— BEGIN Supplied material —

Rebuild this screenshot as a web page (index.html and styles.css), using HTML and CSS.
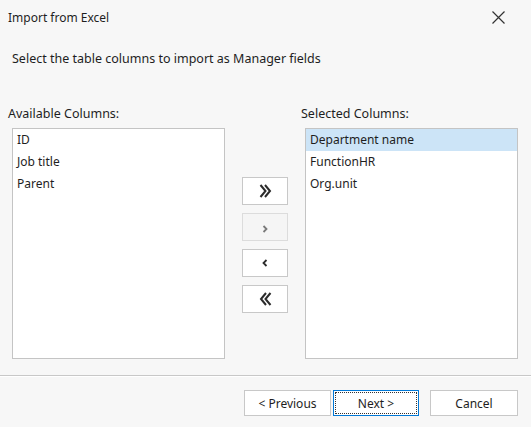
FILE: index.html
```html
<!doctype html>
<html>
<head>
<meta charset="utf-8">
<title>Import from Excel</title>
<link rel="stylesheet" href="styles.css">
</head>
<body>
<div class="dialog">
  <div class="titlebar">
    <span class="title">Import from Excel</span>
    <span class="close">
      <svg width="13" height="13" viewBox="0 0 13 13"><path d="M0.5 0.5 L12.5 12.5 M12.5 0.5 L0.5 12.5" stroke="#333" stroke-width="1.2" fill="none"/></svg>
    </span>
  </div>
  <p class="intro">Select the table columns to import as Manager fields</p>
  <div class="picker">
    <div class="col">
      <div class="label">Available Columns:</div>
      <ul class="listbox">
        <li>ID</li>
        <li>Job title</li>
        <li>Parent</li>
      </ul>
    </div>
    <div class="movers">
      <button class="mover" title="Add all">
        <svg width="13" height="14" viewBox="0 0 13 14"><path d="M1.5 1 L6.5 7 L1.5 13 M6 1 L11 7 L6 13" stroke="#2b2b2b" stroke-width="2" fill="none"/></svg>
      </button>
      <button class="mover low" title="Add" disabled>
        <svg width="6" height="8" viewBox="0 0 6 8"><path d="M1.5 1 L4.5 4 L1.5 7" stroke="#7a7a7a" stroke-width="1.8" fill="none"/></svg>
      </button>
      <button class="mover" title="Remove">
        <svg width="6" height="8" viewBox="0 0 6 8"><path d="M4.5 1 L1.5 4 L4.5 7" stroke="#2b2b2b" stroke-width="1.8" fill="none"/></svg>
      </button>
      <button class="mover" title="Remove all">
        <svg width="13" height="14" viewBox="0 0 13 14"><path d="M7 1 L2 7 L7 13 M11.5 1 L6.5 7 L11.5 13" stroke="#2b2b2b" stroke-width="2" fill="none"/></svg>
      </button>
    </div>
    <div class="col">
      <div class="label">Selected Columns:</div>
      <ul class="listbox">
        <li class="selected">Department name</li>
        <li>FunctionHR</li>
        <li>Org.unit</li>
      </ul>
    </div>
  </div>
  <div class="footer">
    <button class="btn">&lt; Previous</button>
    <button class="btn default">Next &gt;</button>
    <button class="btn cancel">Cancel</button>
  </div>
</div>
</body>
</html>
```

FILE: styles.css
```css
html, body {
  margin: 0;
  padding: 0;
}

body {
  width: 531px;
  height: 427px;
  background: #f7f7f7;
  font-family: "Noto Sans", "Open Sans", sans-serif;
  font-size: 12px;
  color: #1e1e1e;
  overflow: hidden;
}

.titlebar {
  height: 34px;
  display: flex;
  align-items: center;
  justify-content: space-between;
  padding: 0 26px 0 8px;
}

.close {
  display: flex;
  line-height: 0;
}

.intro {
  margin: 16px 0 0 12px;
  line-height: 18px;
  font-size: 12.5px;
}

.picker {
  display: flex;
  margin-top: 37px;
  padding-left: 12px;
}

.col .label {
  margin: 0 0 5px -4px;
  height: 18px;
  line-height: 18px;
  font-size: 12.5px;
}

.listbox {
  box-sizing: border-box;
  list-style: none;
  margin: 0;
  padding: 0;
  width: 213px;
  height: 231px;
  background: #fff;
  border: 1px solid #c4c4c4;
}

.listbox li {
  height: 22px;
  line-height: 22px;
  padding-left: 4px;
}

.listbox li.selected {
  background: #cce4f7;
}

.movers {
  width: 80px;
  display: flex;
  flex-direction: column;
  align-items: center;
  gap: 8px;
  padding-top: 72px;
}

.mover {
  box-sizing: border-box;
  width: 46px;
  height: 28px;
  padding: 0;
  display: flex;
  align-items: center;
  justify-content: center;
  background: #fff;
  border: 1px solid #c8c8c8;
}

.mover.low {
  padding-top: 4px;
}

.mover:disabled {
  background: #f5f5f5;
  border-color: #dcdcdc;
}

.footer {
  margin-top: 16px;
  border-top: 1px solid #c8c8c8;
  box-shadow: inset 0 1px 0 #fff;
  display: flex;
  padding: 14px 13px 0 244px;
}

.btn {
  box-sizing: border-box;
  width: 87px;
  height: 26px;
  padding: 0;
  background: #fff;
  border: 1px solid #c8c8c8;
  font-family: "Noto Sans", sans-serif;
  font-size: 12px;
  color: #1e1e1e;
}

.btn.default {
  margin-left: 2px;
  width: 86px;
  border: 1px solid #0078d7;
  outline: 1px dotted #333;
  outline-offset: -3px;
}

.btn.cancel {
  margin-left: auto;
  width: 88px;
}
```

— END Supplied material —

Give all the lines above again, character for character, without pictures.

**Expected answer:**
Rebuild this screenshot as a web page (index.html and styles.css), using HTML and CSS.
FILE: index.html
```html
<!doctype html>
<html>
<head>
<meta charset="utf-8">
<title>Import from Excel</title>
<link rel="stylesheet" href="styles.css">
</head>
<body>
<div class="dialog">
  <div class="titlebar">
    <span class="title">Import from Excel</span>
    <span class="close">
      <svg width="13" height="13" viewBox="0 0 13 13"><path d="M0.5 0.5 L12.5 12.5 M12.5 0.5 L0.5 12.5" stroke="#333" stroke-width="1.2" fill="none"/></svg>
    </span>
  </div>
  <p class="intro">Select the table columns to import as Manager fields</p>
  <div class="picker">
    <div class="col">
      <div class="label">Available Columns:</div>
      <ul class="listbox">
        <li>ID</li>
        <li>Job title</li>
        <li>Parent</li>
      </ul>
    </div>
    <div class="movers">
      <button class="mover" title="Add all">
        <svg width="13" height="14" viewBox="0 0 13 14"><path d="M1.5 1 L6.5 7 L1.5 13 M6 1 L11 7 L6 13" stroke="#2b2b2b" stroke-width="2" fill="none"/></svg>
      </button>
      <button class="mover low" title="Add" disabled>
        <svg width="6" height="8" viewBox="0 0 6 8"><path d="M1.5 1 L4.5 4 L1.5 7" stroke="#7a7a7a" stroke-width="1.8" fill="none"/></svg>
      </button>
      <button class="mover" title="Remove">
        <svg width="6" height="8" viewBox="0 0 6 8"><path d="M4.5 1 L1.5 4 L4.5 7" stroke="#2b2b2b" stroke-width="1.8" fill="none"/></svg>
      </button>
      <button class="mover" title="Remove all">
        <svg width="13" height="14" viewBox="0 0 13 14"><path d="M7 1 L2 7 L7 13 M11.5 1 L6.5 7 L11.5 13" stroke="#2b2b2b" stroke-width="2" fill="none"/></svg>
      </button>
    </div>
    <div class="col">
      <div class="label">Selected Columns:</div>
      <ul class="listbox">
        <li class="selected">Department name</li>
        <li>FunctionHR</li>
        <li>Org.unit</li>
      </ul>
    </div>
  </div>
  <div class="footer">
    <button class="btn">&lt; Previous</button>
    <button class="btn default">Next &gt;</button>
    <button class="btn cancel">Cancel</button>
  </div>
</div>
</body>
</html>
```

FILE: styles.css
```css
html, body {
  margin: 0;
  padding: 0;
}

body {
  width: 531px;
  height: 427px;
  background: #f7f7f7;
  font-family: "Noto Sans", "Open Sans", sans-serif;
  font-size: 12px;
  color: #1e1e1e;
  overflow: hidden;
}

.titlebar {
  height: 34px;
  display: flex;
  align-items: center;
  justify-content: space-between;
  padding: 0 26px 0 8px;
}

.close {
  display: flex;
  line-height: 0;
}

.intro {
  margin: 16px 0 0 12px;
  line-height: 18px;
  font-size: 12.5px;
}

.picker {
  display: flex;
  margin-top: 37px;
  padding-left: 12px;
}

.col .label {
  margin: 0 0 5px -4px;
  height: 18px;
  line-height: 18px;
  font-size: 12.5px;
}

.listbox {
  box-sizing: border-box;
  list-style: none;
  margin: 0;
  padding: 0;
  width: 213px;
  height: 231px;
  background: #fff;
  border: 1px solid #c4c4c4;
}

.listbox li {
  height: 22px;
  line-height: 22px;
  padding-left: 4px;
}

.listbox li.selected {
  background: #cce4f7;
}

.movers {
  width: 80px;
  display: flex;
  flex-direction: column;
  align-items: center;
  gap: 8px;
  padding-top: 72px;
}

.mover {
  box-sizing: border-box;
  width: 46px;
  height: 28px;
  padding: 0;
  display: flex;
  align-items: center;
  justify-content: center;
  background: #fff;
  border: 1px solid #c8c8c8;
}

.mover.low {
  padding-top: 4px;
}

.mover:disabled {
  background: #f5f5f5;
  border-color: #dcdcdc;
}

.footer {
  margin-top: 16px;
  border-top: 1px solid #c8c8c8;
  box-shadow: inset 0 1px 0 #fff;
  display: flex;
  padding: 14px 13px 0 244px;
}

.btn {
  box-sizing: border-box;
  width: 87px;
  height: 26px;
  padding: 0;
  background: #fff;
  border: 1px solid #c8c8c8;
  font-family: "Noto Sans", sans-serif;
  font-size: 12px;
  color: #1e1e1e;
}

.btn.default {
  margin-left: 2px;
  width: 86px;
  border: 1px solid #0078d7;
  outline: 1px dotted #333;
  outline-offset: -3px;
}

.btn.cancel {
  margin-left: auto;
  width: 88px;
}
```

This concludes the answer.